Por Ki
Agradecimientos a Cinecolor Films y Cactus Medios por la invitación
Tras años de tropezones narrativos y superhéroes que dejaron de volar alto para simplemente flotar en la repetición, Thunderbolts aparece como ese relámpago que no solo rompe la tormenta, sino que la redibuja. No es la reinvención definitiva del Universo Cinematográfico de Marvel (MCU), pero sí un recordatorio necesario de que aún hay espacio para la sorpresa, la introspección y el caos controlado dentro de la fórmula.
Dirigida por Jake Schreier (director serie "Beef"), con un guion a dos manos entre Joanna Calo ("Beef") y Eric Pearson (Marvel Studios). Además del director de fotografía, Andrew Droz Palermo ("A Ghost Story", "The Green Knight"), la diseñadora de producción Grace Yun ("Past Lives", "Hereditary") y el editor Harry Yoon ("Minari"), la película se siente como un experimento químico entre Marvel y la popular productora A24: un ensayo general de lo que podría ser una fusión entre el músculo industrial del blockbuster y el corazón existencial del cine independiente.
La estética sombría, las pausas melancólicas, y una partitura de Son Lux ("Everything Everywhere All At Once") que suena más a duelo que a desfile, dan la pista: Thunderbolts quiere hacer algo más que salvar el mundo. Quiere entender por qué alguien querría hacerlo en primer lugar. Y lo hace tocando temas como la salud mental, la depresión y la drogadicción (Bob); temas que no se hacen presente muy a menudo en este universo nacido hace casi 20 años.
Florence Pugh, como Yelena Belova, lidera este escuadrón de inadaptados con una vulnerabilidad cortante: su vacío existencial se vuelve el motor del relato, alejándonos de las ciudades en llamas y acercándonos al incendio interior. Junto a ella, un reparto que podría liderar películas por separado (Sebastian Stan, David Harbour, Wyatt Russell, entre otros) se une en una sinfonía de traumas, sarcasmos y silencios. Porque Thunderbolts no grita su drama: lo mastica lentamente.

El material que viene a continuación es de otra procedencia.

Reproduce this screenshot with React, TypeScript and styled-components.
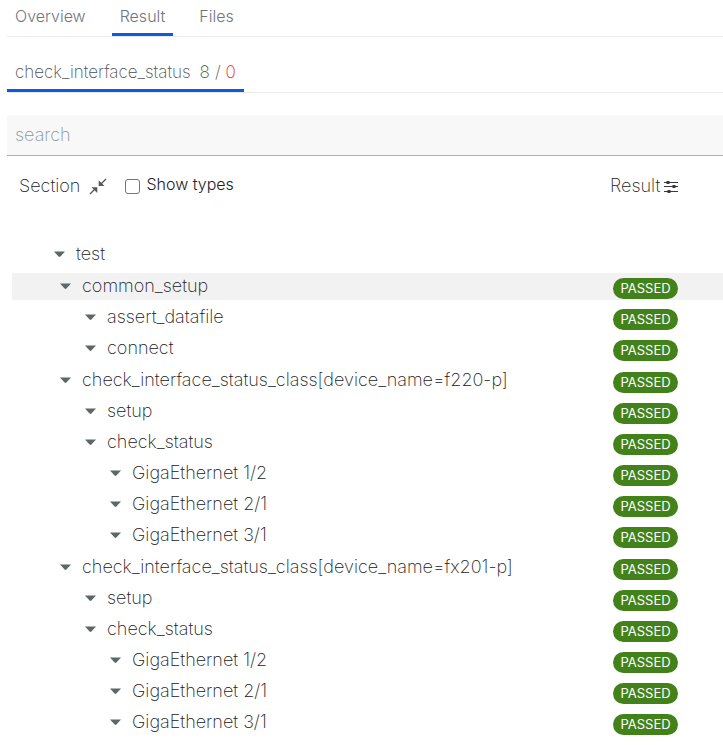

Mientras que, por la otra vereda, tenemos a Lewis Pullman, quien debuta en Marvel Studios, interpretando al conocido y esperado Sentry. Un personaje que a lo largo de las dos horas de película va teniendo un desarrollo bastante decente. Pasando de la confusión, dejar salir su lado negativo y, finalmente, la superación. Recordemos que en Thunderbolts, Bob es un adicto a las drogas, víctimas de violencia de su padre, que se somete a este nuevo experimento. Quizás, la única queja que puedo tener es que todo este camino de desarrollo, en algunos momentos, se puede haber sentido un tanto rápido, con algunos suceso bastante clichés.
La trama —un grupo de antihéroes traicionados por el gobierno que los creó y luego intentó borrarlos— podría parecer reciclada. Pero la ejecución tiene algo especial. Schreier no se preocupa tanto por construir franquicias como por desarmar personajes. Aquí los pasillos no son escenarios de poder, sino de culpa; los enemigos no siempre están afuera, y el clímax, más que en una pelea épica, ocurre en la mente de quienes no saben si merecen redención.
No todo es perfecto. El guion tambalea por momentos, intentando equilibrar demasiados arcos en una sola película, y algunos personajes quedan mejor dibujados que otros. Pero el tono —a ratos trágico, a ratos hilarante— logra algo insólito: que volvamos a sentir una película de Marvel, de esas de hace 10 años. Que nos importe si alguien vive o muere. Que extrañemos menos a los Vengadores y más a nosotros mismos.
Thunderbolts no es un renacer del MCU, pero sí su despertar más honesto en años. Es raro, crudo y, por momentos, incómodamente humano. Y en un universo que parecía haber olvidado cómo arriesgarse, eso es más que suficiente.